▶ _Written instruction_: Wherever the string "page" occurs in a line of these records, report that line.

▶ _Material for this exercise_:
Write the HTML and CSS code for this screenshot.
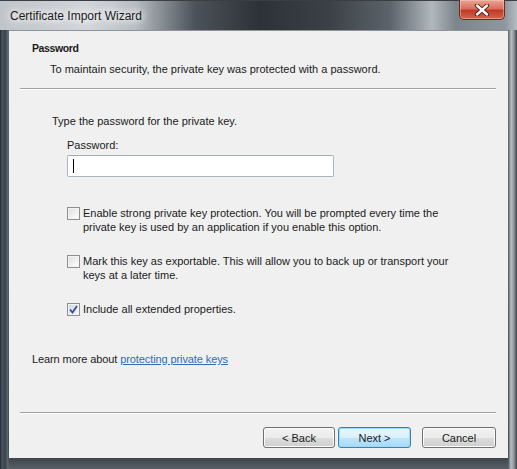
FILE: index.html
```html
<!DOCTYPE html>
<html lang="en">
<head>
    <meta charset="UTF-8">
    <meta name="viewport" content="width=device-width, initial-scale=1.0">
    <title>Certificate Import Wizard</title>
    <link rel="stylesheet" href="styles.css">
</head>
<body>
    <div class="window">
        <div class="titlebar">
            <span class="title">Certificate Import Wizard</span>
            <div class="close">
                <svg width="16" height="12" viewBox="0 0 16 12">
                    <path d="M3 1.5 L13 10.5 M13 1.5 L3 10.5" stroke="#4a1410" stroke-width="4.2" stroke-linecap="round"/>
                    <path d="M3 1.5 L13 10.5 M13 1.5 L3 10.5" stroke="#ffffff" stroke-width="2.4" stroke-linecap="round"/>
                </svg>
            </div>
        </div>

        <div class="client">
            <div class="header">
                <div class="heading">Password</div>
                <div class="subtitle">To maintain security, the private key was protected with a password.</div>
            </div>
            <div class="sep"></div>

            <div class="content">
                <div class="prompt">Type the password for the private key.</div>
                <div class="field">
                    <label for="pw">Password:</label>
                    <div class="input" id="pw"><span class="caret"></span></div>
                </div>

                <div class="options">
                    <div class="option">
                        <span class="box"></span>
                        <span>Enable strong private key protection. You will be prompted every time the<br>private key is used by an application if you enable this option.</span>
                    </div>
                    <div class="option">
                        <span class="box"></span>
                        <span>Mark this key as exportable. This will allow you to back up or transport your<br>keys at a later time.</span>
                    </div>
                    <div class="option">
                        <span class="box checked">
                            <svg width="9" height="9" viewBox="0 0 9 9">
                                <path d="M1 4.5 L3.5 7.5 L8 1" fill="none" stroke="#3c4f8c" stroke-width="1.8"/>
                            </svg>
                        </span>
                        <span>Include all extended properties.</span>
                    </div>
                </div>

                <div class="learn">Learn more about <a href="#">protecting private keys</a></div>
            </div>

            <div class="sep"></div>
            <div class="buttons">
                <button class="btn back">&lt; Back</button>
                <button class="btn next">Next &gt;</button>
                <button class="btn cancel">Cancel</button>
            </div>
        </div>
    </div>
</body>
</html>
```

FILE: styles.css
```css
body {
    margin: 0;
    background: #ffffff;
    font-family: "Liberation Sans", Arial, sans-serif;
    font-size: 11px;
    color: #1b1b1b;
}
.window {
    width: 517px;
    height: 469px;
    box-sizing: border-box;
    padding: 0 9px 11px 9px;
    display: flex;
    flex-direction: column;
    background:
        linear-gradient(to right, #22272c 0, #4a545e 2px, #38424c 5px, #5d6770 8px, transparent 9px, transparent 508px, #6d747b 509px, #b8bfc5 511px, #8c949b 514px, #3a3f45 517px),
        linear-gradient(to bottom, #6a737c 0, #4a535c 60%, #2b3137 96%, #596068 100%);
}
.titlebar {
    height: 30px;
    margin: 0 -9px;
    padding: 0 12px 0 10px;
    display: flex;
    justify-content: space-between;
    align-items: flex-start;
    border-top: 1px solid #3a3f45;
    box-sizing: border-box;
    background: linear-gradient(to right, #bfc4c9 0, #d2d6da 90px, #b7bdc3 135px, #4b5259 195px, #2c3237 260px, #3b4147 330px, #5c646b 390px, #b0b7bd 432px, #7d858c 456px, #8f979e 505px, #b5bcc2 517px);
}
.title {
    margin-top: 8px;
    font-size: 12px;
    color: #1a1a1a;
    text-shadow: 0 0 6px #ffffff, 0 0 10px #ffffff, 0 0 14px rgba(255, 255, 255, 0.9);
}
.close {
    width: 46px;
    height: 20px;
    margin-top: -1px;
    box-sizing: border-box;
    border: 1px solid #6e2a22;
    border-top: none;
    border-radius: 0 0 5px 5px;
    background: linear-gradient(to bottom, #e9a594 0, #d9705e 45%, #c13a27 55%, #d2664c 100%);
    box-shadow: inset 0 0 0 1px rgba(255, 210, 200, 0.45);
    display: flex;
    align-items: center;
    justify-content: center;
}
.client {
    flex: 1;
    background: #f0f0f0;
    display: flex;
    flex-direction: column;
    border-top: 1px solid #8d949a;
}
.header {
    height: 57px;
    box-sizing: border-box;
    padding: 10px 0 0 23px;
}
.heading {
    font-size: 10.5px;
    font-weight: bold;
    line-height: 14px;
    letter-spacing: -0.4px;
}
.subtitle {
    padding: 7px 0 0 18px;
    line-height: 14px;
}
.sep {
    margin: 0 12px 0 11px;
    height: 1px;
    border-top: 1px solid #a0a0a0;
    background: #ffffff;
}
.content {
    flex: 1;
    padding: 24px 0 0 23px;
}
.prompt {
    margin: 0 0 10px 20px;
    line-height: 14px;
}
.field {
    margin-left: 35px;
    display: flex;
    flex-direction: column;
    gap: 3px;
}
.field label {
    line-height: 14px;
}
.input {
    width: 267px;
    height: 22px;
    box-sizing: border-box;
    border: 1px solid #abb6c3;
    border-top-color: #a3adba;
    border-radius: 2px;
    background: #ffffff;
    display: flex;
    align-items: center;
    padding-left: 5px;
}
.caret {
    width: 1px;
    height: 14px;
    background: #000000;
}
.options {
    margin: 29px 0 0 35px;
    display: flex;
    flex-direction: column;
    gap: 20px;
}
.option {
    display: flex;
    gap: 3px;
    line-height: 14px;
}
.box {
    width: 13px;
    height: 13px;
    margin-top: 1px;
    box-sizing: border-box;
    flex-shrink: 0;
    border: 1px solid #8e8f8f;
    background: linear-gradient(135deg, #dcdcdc 0, #f2f2f2 60%, #ffffff 100%);
    box-shadow: inset 0 0 0 1px #f4f4f4;
    display: flex;
    align-items: center;
    justify-content: center;
}
.box.checked {
    background: linear-gradient(135deg, #c9d6ee 0, #e6ecf7 70%, #ffffff 100%);
}
.learn {
    margin-top: 36px;
    line-height: 14px;
    letter-spacing: -0.1px;
}
.learn a {
    color: #2f6db4;
}
.buttons {
    height: 44px;
    box-sizing: border-box;
    padding: 13px 12px 0 0;
    display: flex;
    justify-content: flex-end;
    align-items: flex-start;
}
.btn {
    height: 21px;
    padding: 0;
    font-family: "Liberation Sans", Arial, sans-serif;
    font-size: 11px;
    color: #1b1b1b;
    border: 1px solid #707070;
    border-radius: 3px;
    background: linear-gradient(to bottom, #f2f2f2 0, #ebebeb 50%, #dddddd 51%, #cfcfcf 100%);
    box-shadow: inset 0 0 0 1px #fcfcfc;
}
.back {
    width: 72px;
}
.next {
    width: 73px;
    margin-left: 3px;
    border-color: #3c7fb1;
    box-shadow: inset 0 0 0 1px #9ed9f6;
    background: linear-gradient(to bottom, #eaf6fd 0, #d9f0fc 50%, #bee6fd 51%, #a7d9f5 100%);
}
.cancel {
    width: 74px;
    margin-left: 11px;
}
```
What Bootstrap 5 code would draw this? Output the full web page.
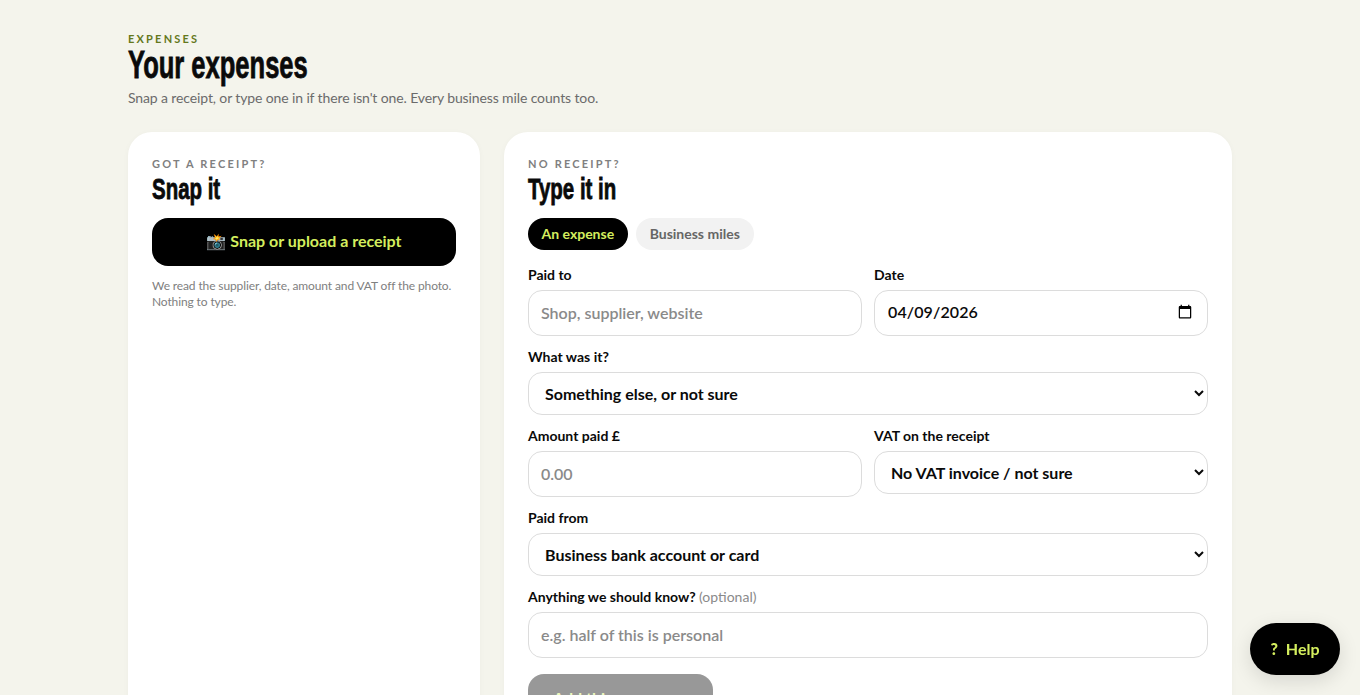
<!DOCTYPE html>
<html lang="en-GB">
<head>
<meta charset="utf-8">
<title>Your expenses</title>
<link href="https://cdn.jsdelivr.net/npm/bootstrap@5.3.0/dist/css/bootstrap.min.css" rel="stylesheet">
<style>
body{background:#f4f4ec;font-family:"Lato","Liberation Sans",sans-serif;color:#0a0a0a;}
.page-wrap{width:1104px;margin:0 auto;padding-top:32px;padding-bottom:40px;}
.eyebrow{font-size:11px;font-weight:700;letter-spacing:2.2px;color:#64781c;line-height:14px;}
.display-head,.panel-head{font-family:"Liberation Sans",sans-serif;font-weight:700;color:#0a0a0a;margin:0;transform-origin:left center;-webkit-text-stroke:.8px #0a0a0a;}
.display-head{font-size:38px;line-height:39px;transform:scaleX(.672);}
.panel-head{font-size:29px;line-height:34px;transform:scaleX(.705);}
.intro{font-size:14px;line-height:20px;color:#6b6b6b;margin:3px 0 24px;letter-spacing:-.12px;}
.layout-grid{display:grid;grid-template-columns:352px 728px;gap:24px;}
.panel{background:#fff;border-radius:24px;padding:24px;box-shadow:0 1px 6px rgba(0,0,0,.03);}
.panel-left{min-height:700px;}
.kicker{font-size:11px;font-weight:700;letter-spacing:2.2px;color:#808080;line-height:16px;}
.snap-btn{display:block;width:100%;height:48px;border-radius:16px;background:#000;color:#d4ee5e;font-weight:700;font-size:16px;border:0;margin-top:12px;padding:0 0 2px;}
.snap-note{font-size:12px;line-height:16px;color:#808080;margin:12px 0 0;letter-spacing:-.12px;}
.tab-pill{height:32px;border-radius:16px;border:0;padding:0 14px 2px;font-size:14px;font-weight:700;background:#f2f2f2;color:#666;}
.tab-pill.is-on{background:#000;color:#d4ee5e;padding:0 13.5px 2px;}
.tab-row{margin-top:12px;margin-bottom:16px;}
.field-label{display:block;font-size:14px;font-weight:700;line-height:18px;margin-bottom:6px;color:#0a0a0a;}
.field-label span{font-weight:400;color:#8a8a8a;}
.field-input{border:1px solid #dcdcdc;border-radius:14px;height:46px;font-size:16px;padding:0 12px 2px;color:#0a0a0a;font-family:inherit;font-weight:600;}
.field-input::placeholder{color:#8a8a8a;font-weight:600;}
.field-date{padding-left:13px;letter-spacing:.1px;}
.field-select{appearance:auto;-webkit-appearance:auto;height:43px;background-color:#fff;font-weight:700;padding:0 12px;}
.form-stack{display:grid;grid-template-columns:1fr 1fr;column-gap:12px;row-gap:12px;}
.wide{grid-column:1 / span 2;}
.add-btn{display:block;width:185px;height:48px;border-radius:16px;border:0;background:#000;color:#d4ee5e;font-weight:700;font-size:16px;margin-top:16px;opacity:.4;text-align:left;padding:0 25px;}
.help-btn{position:fixed;right:20px;bottom:20px;width:90px;height:52px;border-radius:26px;background:#000;color:#d4ee5e;border:0;font-weight:700;font-size:16px;box-shadow:0 6px 20px rgba(0,0,0,.12);}
.help-btn b{margin-right:4px;}
</style>
</head>
<body>
<div class="page-wrap">
  <div class="eyebrow">EXPENSES</div>
  <h1 class="display-head">Your expenses</h1>
  <p class="intro">Snap a receipt, or type one in if there isn't one. Every business mile counts too.</p>
  <div class="layout-grid">
    <section class="panel panel-left">
      <div class="kicker">GOT A RECEIPT?</div>
      <h2 class="panel-head">Snap it</h2>
      <button class="snap-btn" type="button">📸 Snap or upload a receipt</button>
      <p class="snap-note">We read the supplier, date, amount and VAT off the photo. Nothing to type.</p>
    </section>
    <section class="panel">
      <div class="kicker">NO RECEIPT?</div>
      <h2 class="panel-head">Type it in</h2>
      <div class="d-flex gap-2 tab-row">
        <button class="tab-pill is-on" type="button">An expense</button>
        <button class="tab-pill" type="button">Business miles</button>
      </div>
      <form class="form-stack">
        <div><label class="field-label">Paid to</label><input class="form-control field-input" placeholder="Shop, supplier, website"></div>
        <div><label class="field-label">Date</label><input class="form-control field-input field-date" type="date" value="2026-04-09"></div>
        <div class="wide"><label class="field-label">What was it?</label>
          <select class="form-control field-input field-select"><option>Something else, or not sure</option></select></div>
        <div><label class="field-label">Amount paid £</label><input class="form-control field-input" placeholder="0.00"></div>
        <div><label class="field-label">VAT on the receipt</label>
          <select class="form-control field-input field-select"><option>No VAT invoice / not sure</option></select></div>
        <div class="wide"><label class="field-label">Paid from</label>
          <select class="form-control field-input field-select"><option>Business bank account or card</option></select></div>
        <div class="wide"><label class="field-label">Anything we should know? <span>(optional)</span></label><input class="form-control field-input" placeholder="e.g. half of this is personal"></div>
      </form>
      <button class="add-btn" type="button" disabled>Add this expense</button>
    </section>
  </div>
</div>
<button class="help-btn" type="button"><b>?</b> Help</button>
<script src="https://cdn.jsdelivr.net/npm/bootstrap@5.3.0/dist/js/bootstrap.bundle.min.js"></script>
</body>
</html>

▶ _Task output_:
What Bootstrap 5 code would draw this? Output the full web page.
.page-wrap{width:1104px;margin:0 auto;padding-top:32px;padding-bottom:40px;}
<div class="page-wrap">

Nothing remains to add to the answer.